Review: Classical Theatre of Harlem Offers a Raucous Twelfth Night Outdoors
Tony nominee Kara Young headlines the free production of Shakespeare's great gender-bending comedy at Marcus Garvey Park.
If any Shakespeare play illustrates how durable the Bard's work truly is, Twelfth Night is it. With a plot that revolves around a woman inspiring the affections of both men and women while she moonlights as a man, the play is timelier than ever now, with norms of gender and sexuality continually being challenged. So the Classical Theatre of Harlem's new production of Twelfth Night at Marcus Garvey Park, which officially opened over the weekend, is a welcome way to reintroduce this comedy to a modern audience — even if the production is not all that it could have been.
Director Carl Cofield's chief innovation with his take on Twelfth Night is to give his production an Afrofuturist aesthetic. This makes for an eye-filling production, visually speaking, at the very least. Triangular patterns dominate Riw Rakkulchon's spacey set design, while Mika Eubanks's costume design is chock-full of African-style casual and formal attire, punctuated by Earon Nealey's bob- and weave-heavy hair and wig designs. Lighting designer Alan C. Edwards bathes it all in a sleek panoply of bright and bold colors, giving the production an appropriately futuristic sheen occasionally enhanced by Brittany Bland's trippy abstract projections.
Amid the sci-fi bells and whistles, however, Shakespeare's complicated plot and distinctive vernacular remain the same (the production runs much longer than the website's estimated 90 minutes). Viola (Kara Young), fearing her twin brother Sebastian (J'Laney Allen) dead after they are separated in a shipwreck in Illyria, pines for Duke Orsino (William Demerit) while she's dressed up as the pageboy Cesario; meanwhile, Orsino yearns for Olivia (Christina Sajous), still mourning her own deceased brother, who finds herself drawn to Viola-disguised-as-Cesario while rejecting Orsino's advances. Sebastian, though, turns out to be very much alive, rescued by Antonio (Denzel Fields), whose interactions with him simmer with homoerotic tension. Then there's Maria (Cassandra Lopez), her uncle Sir Toby (Chivas Michael), and squire Sir Andrew Aguecheek (Carson Elrod), who so despise Olivia's steward Malvolio (Allen Gilmore) that they fake a romantic letter from Olivia meant to humiliate him.
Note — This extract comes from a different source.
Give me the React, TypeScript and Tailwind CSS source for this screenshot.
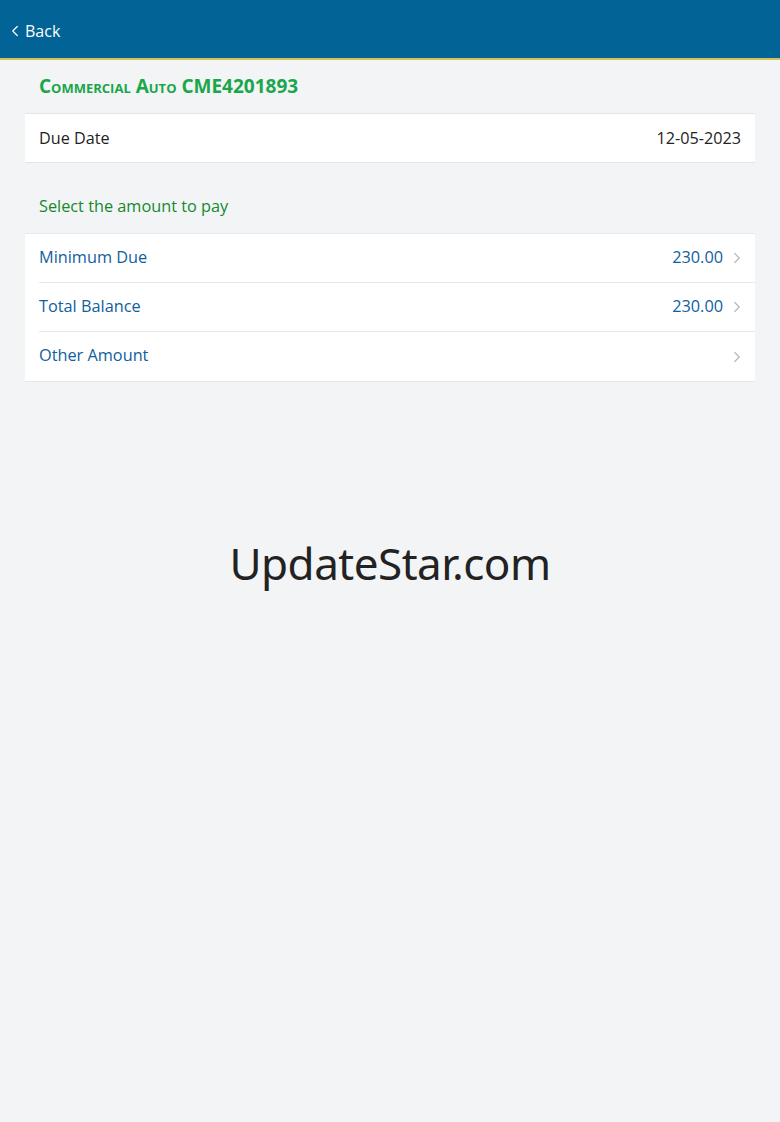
import { ChevronLeft, ChevronRight } from "lucide-react";

const rows = [
  { label: "Minimum Due", value: "230.00" },
  { label: "Total Balance", value: "230.00" },
  { label: "Other Amount", value: "" },
];

export default function App() {
  return (
    <div className="min-h-[1122px] bg-[#f3f4f6] font-['Open_Sans',sans-serif] text-[16px]">
      {/* header */}
      <div className="h-[58px] bg-[#016396] flex items-center pt-[3px] pl-[6px] text-white">
        <ChevronLeft size={18} strokeWidth={1.6} className="mr-[1px]" />
        <span className="text-[16px]">Back</span>
      </div>
      <div className="h-[2px] bg-[#d6c254]" />

      <div className="px-[25px]">
        <div className="h-[53px] flex items-center pl-[14px] text-[#1aa64a] font-bold text-[19px] [font-variant:small-caps]">
          Commercial Auto CME4201893
        </div>

        <div className="bg-white border-y border-[#e3e5e8] h-[50px] flex items-center justify-between px-[14px] text-[#222]">
          <span className="text-[16.2px]">Due Date</span>
          <span className="text-[16.2px]">12-05-2023</span>
        </div>

        <div className="h-[70px] flex items-end pb-[15px] pl-[14px] text-[#138a2e] text-[16.3px]">
          Select the amount to pay
        </div>

        <div className="bg-white border-y border-[#e6e8eb]">
          {rows.map((r, i) => (
            <div key={r.label} className="pl-[14px]">
              <div
                className={
                  "h-[49px] flex items-center justify-between pr-[9px] pb-[2px] " +
                  (i < rows.length - 1 ? "border-b border-[#e6e8eb]" : "")
                }
              >
                <span className="text-[#10609e] text-[16.3px]">{r.label}</span>
                <span className="flex items-center gap-[5px] text-[#10609e] text-[16.3px]">
                  {r.value}
                  <ChevronRight size={18} strokeWidth={1.6} className="text-[#b5b8bc] mt-[2px]" />
                </span>
              </div>
            </div>
          ))}
        </div>
      </div>

      {/* watermark */}
      <div className="mt-[148px] text-center text-[44px] tracking-[-0.5px] text-[#222] font-['Noto_Sans',sans-serif]">
        UpdateStar.com
      </div>
    </div>
  );
}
Hints of melancholy and thematic heft peek through Shakespeare's surfeit of mistaken identities and double-crosses: Orsino's insistence to Viola/Cesario that there's a difference between love between two men and between a man and a woman; Viola/Cesario refusing to prove her "manhood" by fighting Sir Andrew; Antonio ultimately being left alone in the end after his beloved Sebastian reunites with Viola. Such poignant undertones, however, are given rather short shrift in Cofield's production, which emphasizes raucous comedy at the expense of its underlying pathos. Cofield has directed many of the performers in the large ensemble to go big and broad. You would, for instance, never know Olivia was still in mourning the way Sajous approaches the character, playing up her narcissism; while Gilmore makes Malvolio such a buffoonish fop that there's no sting in the way Maria, Sir Toby and company arguably go too far in ridiculing him. At least the hamminess Lopez, Michael, and Elrod bring to their roles feels appropriate for their comic-relief characters. Even then, though, Cofield has them overemphasize even their bawdiest lines with ribald hand gestures and such. The result is a production that sometimes feels as if it's trying too hard to be funny.
Thankfully, Young grounds the production with a beautifully modulated performance as Viola; alongside her recent Tony-nominated performance in Clyde's, this role demonstrates just how much she deserves to be a star after years of terrific work on New York City stages. Allen is similarly touching as her brother Sebastian; their concluding reunion comes off as genuinely moving in this production. And even if Cofield evinces too heavy a hand for comedy at times, his Twelfth Night at least vibrates with a playful spirit that keeps it fresh and entertaining, exemplified by choreographer Tiffany Rea-Fisher's exuberant interstitial dance sequences and composer-sound designer Frederick Kennedy's R&B-flavored settings for some of Feste's (Israel Erron Ford) songs, complete with Auto-tune. Whatever faults there are in Cofield's production, the brilliance and continuing relevance of Shakespeare's great comedy still shines through.